The Effect of Crash Severity and Structural Intrusion on ATD Responses in Rear-End Crashes 2020-01-1224

This study assesses vehicle and occupant responses in six vehicle-to-vehicle high-speed rear impact crash tests conducted at the Exponent Test and Engineering Center. The struck vehicle delta Vs ranged from 32 to 76 km/h and the vehicle centerline offsets varied from 5.7 to 114 cm.

Five of the six tests were conducted with Hybrid III ATDs (Anthropometric Test Device) with two tests using the 50^th male belted in the driver seat, one test with an unbelted 50^th male in the driver seat, one test with a 95^th male belted in the driver seat, and one with the 5^th female lap belted in the left rear seat. All tests included vehicle instrumentation and three tests included ATD instrumentation. The ATD responses were analyzed and compared to corresponding IARVs (injury assessment reference values). Ground-based and onboard vehicle videos were synchronized with the vehicle kinematic data and biomechanical responses.

The timing of the vehicle crush, occupant compartment intrusion, seatback motion, and ATD kinematics were assessed. The results indicated that the rear structures of the struck vehicle were significantly crushed by the striking vehicle with override contributing to the overall level of crush. In the three crashes with the front seat ATD, the intrusion of the second-row seat structure first supported and then displaced the driver seat back forward, affecting the ATD dynamics. The driver ATD neck forces exceeded the IARVs in the two tests with ATD instrumentation. In one test, the maximum neck loading occurred around 200 ms, which coincided with the ATD response from the second-row being displaced forward into the driver seatback.

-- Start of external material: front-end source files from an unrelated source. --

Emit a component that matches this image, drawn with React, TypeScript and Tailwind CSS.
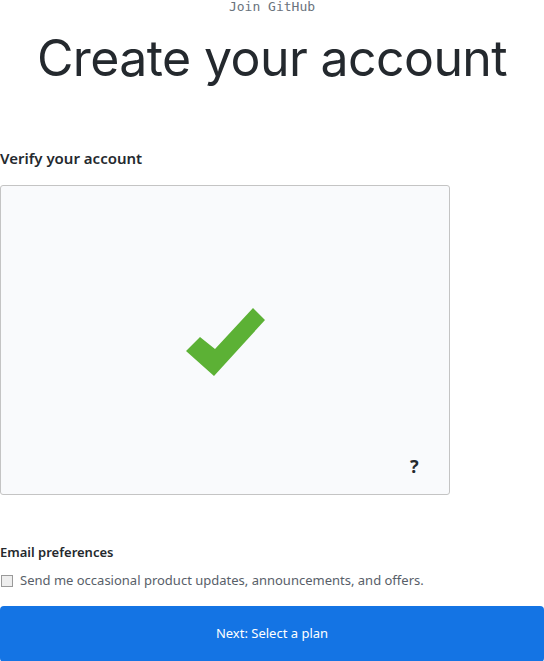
import React from "react";

export default function App() {
  return (
    <div className="w-[544px] h-[661px] overflow-hidden bg-white" style={{ fontFamily: '"Noto Sans", sans-serif' }}>
      <div className="flex flex-col">
        <p className="text-center text-[13px] leading-[14px] text-[#6a737d]" style={{ fontFamily: '"DejaVu Sans Mono", monospace' }}>
          Join GitHub
        </p>
        <h1 className="mt-[14px] text-center text-[50px] leading-[60px] tracking-[-0.6px] font-normal text-[#24292e]" style={{ fontFamily: 'Inter, sans-serif' }}>
          Create your account
        </h1>

        <h2 className="mt-[60px] text-[15px] leading-[20px] font-semibold text-[#24292e]">Verify your account</h2>
        <div className="relative mt-[17px] w-[450px] h-[310px] rounded-[3px] border border-[#c4c4c4] bg-[#f9fafc] flex items-center justify-center">
          <svg width="79" height="68" viewBox="0 0 79 68" className="mt-[4px] ml-[1px]">
            <polygon points="0,43 14,29 29,41 67,0 79,12 28,68" fill="#5cb135" />
          </svg>
          <span className="absolute left-[409px] top-[267px] text-[18px] font-bold text-[#24292e]">?</span>
        </div>

        <h3 className="mt-[48px] text-[13px] leading-[18px] font-semibold text-[#24292e]">Email preferences</h3>
        <label className="mt-[10px] flex items-center gap-[7px] text-[13px] text-[#586069]">
          <span className="ml-[1px] w-[12px] h-[12px] border border-[#9a9a9a] bg-[#eeeeee]" />
          Send me occasional product updates, announcements, and offers.
        </label>
        <button className="mt-[15px] w-[544px] h-[56px] rounded-[4px] bg-[#1474e4] text-white text-[13px] text-center">
          Next: Select a plan
        </button>
      </div>
    </div>
  );
}
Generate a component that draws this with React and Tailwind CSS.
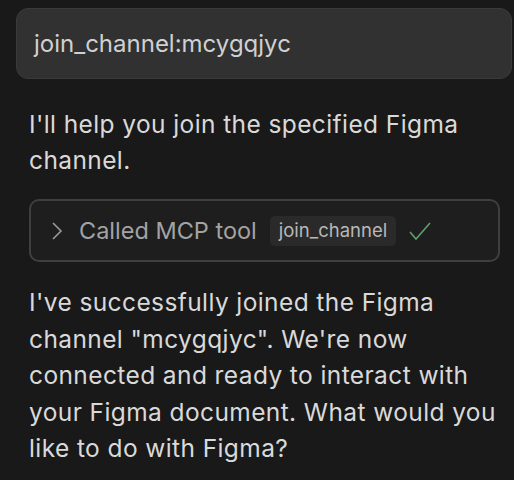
import React from 'react';

function ChevronRight() {
  return (
    <svg width="12" height="20" viewBox="0 0 12 20" fill="none" stroke="#9a9a9a" strokeWidth="1.6">
      <path d="M2 2 L10 10 L2 18" />
    </svg>
  );
}

function Check() {
  return (
    <svg width="22" height="20" viewBox="0 0 22 20" fill="none" stroke="#5f9f6e" strokeWidth="1.6">
      <path d="M1 11 L7 18 L21 2" />
    </svg>
  );
}

export default function App() {
  return (
    <div
      className="min-h-screen w-[514px] bg-[#191919] pt-2 pl-4 pr-[2px] text-[#d9d9d9]"
      style={{ fontFamily: 'Inter, "Noto Sans", sans-serif' }}
    >
      <div className="flex h-[71px] items-center rounded-xl border border-[#3a3a3a] bg-[#313131] pl-[17px] text-[24px] text-[#d0d0d0]">
        join_channel:mcygqjyc
      </div>

      <div className="pl-[13px] pr-3">
        <p className="mt-[27px] text-[24.5px] leading-[36px] tracking-[0.4px]">
          I'll help you join the specified Figma channel.
        </p>

        <div className="mt-[21px] flex h-[63px] w-[471px] items-center rounded-[10px] border-2 border-[#3f3f3f] bg-[#1e1e1e] pl-5">
          <ChevronRight />
          <span className="ml-4 text-[23.5px] text-[#a3a3a3]">Called MCP tool</span>
          <span className="ml-[13px] flex h-[30px] items-center rounded-[5px] bg-[#2a2a2a] px-[9px] text-[18.5px] text-[#b8b8b8]">
            join_channel
          </span>
          <span className="ml-[13px] flex items-center">
            <Check />
          </span>
        </div>

        <p className="mt-[22px] text-[24.5px] leading-[36.5px] tracking-[0.4px]">
          I've successfully joined the Figma channel "mcygqjyc". We're now connected and ready to interact with your Figma document. What would you like to do with Figma?
        </p>
      </div>
    </div>
  );
}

In the test with the unbelted ATD, a rigid support structure was used to limit the driver seatback rearward rotation to 45 degrees from vertical. The ATD initially moved rearward and loaded the seatback, which yielded and rotated until it contacted the rigid support structure. The ATD then ramped upward into the roof structure, resulting in a compressive neck force that exceeded the IARV.

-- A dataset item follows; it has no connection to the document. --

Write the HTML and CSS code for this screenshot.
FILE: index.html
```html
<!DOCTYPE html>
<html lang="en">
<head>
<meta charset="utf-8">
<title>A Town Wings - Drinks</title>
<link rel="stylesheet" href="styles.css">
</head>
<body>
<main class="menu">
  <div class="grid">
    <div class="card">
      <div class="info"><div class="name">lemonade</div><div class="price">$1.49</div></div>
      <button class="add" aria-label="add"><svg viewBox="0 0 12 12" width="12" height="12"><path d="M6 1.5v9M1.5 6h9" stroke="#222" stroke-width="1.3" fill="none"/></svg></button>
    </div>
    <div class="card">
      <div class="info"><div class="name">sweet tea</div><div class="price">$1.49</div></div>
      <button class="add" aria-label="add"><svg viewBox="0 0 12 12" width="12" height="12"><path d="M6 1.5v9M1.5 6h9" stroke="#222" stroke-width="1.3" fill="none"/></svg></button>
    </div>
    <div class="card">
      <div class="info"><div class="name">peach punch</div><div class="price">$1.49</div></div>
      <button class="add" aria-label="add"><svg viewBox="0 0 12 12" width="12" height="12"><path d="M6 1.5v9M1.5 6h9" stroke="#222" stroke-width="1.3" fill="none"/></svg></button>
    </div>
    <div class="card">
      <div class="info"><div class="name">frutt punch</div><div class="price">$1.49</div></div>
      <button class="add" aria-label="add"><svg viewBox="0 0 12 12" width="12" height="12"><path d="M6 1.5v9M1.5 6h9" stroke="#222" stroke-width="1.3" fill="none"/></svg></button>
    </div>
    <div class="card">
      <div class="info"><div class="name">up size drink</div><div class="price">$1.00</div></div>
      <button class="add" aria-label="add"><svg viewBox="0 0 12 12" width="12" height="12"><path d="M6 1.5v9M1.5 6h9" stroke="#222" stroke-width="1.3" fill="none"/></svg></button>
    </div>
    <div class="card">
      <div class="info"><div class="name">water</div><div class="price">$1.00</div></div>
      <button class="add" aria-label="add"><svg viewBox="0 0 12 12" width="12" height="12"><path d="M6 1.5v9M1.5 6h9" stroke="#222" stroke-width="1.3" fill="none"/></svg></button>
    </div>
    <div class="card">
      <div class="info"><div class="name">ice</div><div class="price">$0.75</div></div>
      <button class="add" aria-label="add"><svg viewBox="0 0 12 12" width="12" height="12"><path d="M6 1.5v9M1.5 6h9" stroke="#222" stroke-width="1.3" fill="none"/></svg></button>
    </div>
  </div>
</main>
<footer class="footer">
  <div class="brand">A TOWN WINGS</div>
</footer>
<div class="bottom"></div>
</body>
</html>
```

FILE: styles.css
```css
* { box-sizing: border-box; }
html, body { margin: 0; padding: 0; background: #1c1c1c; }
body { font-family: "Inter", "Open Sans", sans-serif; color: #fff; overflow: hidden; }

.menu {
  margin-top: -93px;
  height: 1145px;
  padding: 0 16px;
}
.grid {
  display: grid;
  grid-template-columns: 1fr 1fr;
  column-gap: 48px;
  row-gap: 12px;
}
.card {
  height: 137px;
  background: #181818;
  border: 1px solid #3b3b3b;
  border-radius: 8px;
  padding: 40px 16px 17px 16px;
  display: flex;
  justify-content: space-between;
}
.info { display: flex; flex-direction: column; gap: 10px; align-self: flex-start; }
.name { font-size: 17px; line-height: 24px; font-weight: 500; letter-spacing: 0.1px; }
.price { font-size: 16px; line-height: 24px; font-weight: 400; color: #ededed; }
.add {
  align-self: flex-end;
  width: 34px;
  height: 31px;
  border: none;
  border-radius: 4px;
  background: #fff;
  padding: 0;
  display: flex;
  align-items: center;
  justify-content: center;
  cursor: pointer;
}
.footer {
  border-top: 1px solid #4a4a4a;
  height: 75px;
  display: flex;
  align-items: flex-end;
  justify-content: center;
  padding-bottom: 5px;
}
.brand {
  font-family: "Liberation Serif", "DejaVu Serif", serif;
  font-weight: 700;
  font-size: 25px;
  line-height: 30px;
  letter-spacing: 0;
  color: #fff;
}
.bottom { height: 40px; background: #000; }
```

The test with the left second-row ATD involved a full-size pickup striking the rear of a stationary passenger car that resulted in a 32 km/h delta-V. The second-row intrusion occurred early and displaced the ATD torso forward. The measured ATD responses were all below the IARVs.

The test with the belted and instrumented ATD in the driver seat impacted by the tractor showed that second-row intrusion displaced the driver seatback and ATD forward at approximately 40% into the crash pulse duration, where the duration was defined as the time segment from impact to maximum delta-V. The chest data showed the attenuation of the ATD loading into a non-rigid seatback frame and was immediately followed by an increase in ATD loading by the intrusion of the striking vehicle that rapidly increased the ATD velocity so that it approached the striking vehicle center of gravity (CG) velocity.

The results from the study highlight the effect of forward and vertical occupant compartment intrusion on vehicle structure and ATD responses in high-speed rear impacts. The results also show that limiting front-seatback rearward rotation from intrusion would increase the acceleration loading on the ATD and that intentionally bracing the seatback would redirect the ATD kinematics.